2. Gangguan Narcissistic Personality Disorder (NPD)
Beberapa pelaku KDRT menunjukkan tanda-tanda gangguan kepribadian narsistik, yang ditandai dengan:
• Rasa superioritas—merasa lebih berkuasa atas pasangan dan menganggapnya sebagai milik pribadi.
• Kurangnya empati—tidak peduli dengan penderitaan pasangan, seperti dalam kasus ini di mana Wahyu tega mengabaikan kondisi istrinya.
• Menggunakan hukuman untuk mengontrol pasangan, seperti mengurung dan membiarkan Sindi kelaparan.
“Individu dengan gangguan narsistik sering kali melihat pasangannya sebagai objek, bukan sebagai manusia yang memiliki hak dan perasaan. Mereka cenderung mencari kepuasan dari mengendalikan dan mendominasi, sehingga tanpa terapi dan intervensi yang tepat, siklus kekerasan ini akan terus berulang,” kata Dr. Andi.
3. Gangguan Psikopat atau Sosiopat
Jika Wahyu memiliki gangguan psikopat atau sosiopat, dia mungkin memiliki ciri-ciri seperti:
• Kurangnya rasa bersalah atau penyesalan, sehingga tega meninggalkan istrinya dalam kondisi mengenaskan.
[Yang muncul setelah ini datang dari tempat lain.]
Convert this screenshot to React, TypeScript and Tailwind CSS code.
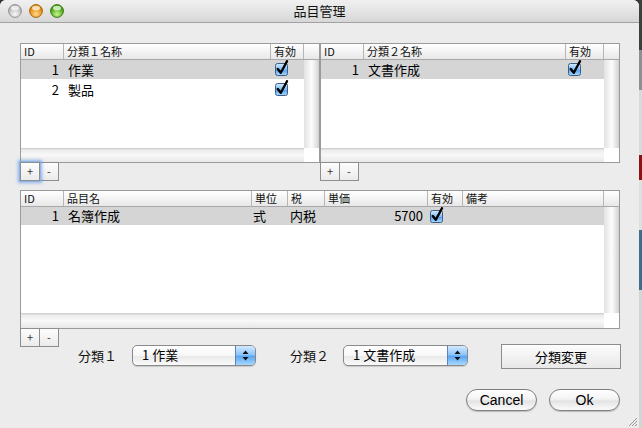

• Kemampuan untuk menipu dan memanipulasi, mungkin dengan berpura-pura menjadi suami yang baik di depan orang lain.
• Perilaku impulsif dan tidak bertanggung jawab, seperti melarikan diri setelah kejahatannya terungkap.
Dr. Andi menjelaskan bahwa dalam beberapa kasus, individu dengan kecenderungan psikopat dapat menutupi sifat aslinya di depan umum, tetapi menunjukkan kekejaman di balik pintu tertutup.
4. Trauma atau Latar Belakang Kekerasan
Beberapa pelaku KDRT berasal dari keluarga yang penuh kekerasan, di mana mereka mungkin pernah mengalami atau menyaksikan penganiayaan di rumah. Ini bisa membuat mereka menganggap kekerasan sebagai hal yang normal dan memperlakukannya sebagai bagian dari hubungan suami-istri.
“Siklus kekerasan dalam keluarga sering kali berulang dari generasi ke generasi. Jika seseorang tumbuh dalam lingkungan yang penuh kekerasan tanpa intervensi, mereka cenderung meniru pola yang sama dalam hubungan mereka sendiri,” ujar Dr. Andi.
Pentingnya Pencegahan dan Rehabilitasi
Kasus ini menjadi pengingat bahwa kekerasan dalam rumah tangga bukan hanya masalah hukum, tetapi juga masalah psikologis dan sosial yang memerlukan pendekatan multidisiplin.
Menurut Dr. Andi, upaya pencegahan harus dimulai dari edukasi sejak dini tentang hubungan yang sehat, pengelolaan emosi, dan pentingnya komunikasi dalam rumah tangga. Selain itu, rehabilitasi bagi pelaku kekerasan juga harus dilakukan agar mereka dapat memahami kesalahan mereka dan mencegah tindakan serupa di masa depan.
“Pendekatan berbasis spiritual dan psikologi, seperti Quranic Healing, dapat menjadi solusi untuk membantu individu mengatasi trauma, mengubah pola pikir yang salah, dan memperbaiki hubungan dalam keluarga,” pungkasnya.
Sementara itu, para ahli menegaskan bahwa Wahyu harus bertanggung jawab atas perbuatannya, dan evaluasi psikologis terhadap dirinya perlu dilakukan untuk memastikan latar belakang perilakunya. Namun, apapun penyebabnya, tidak ada alasan yang bisa membenarkan kekejaman seperti ini.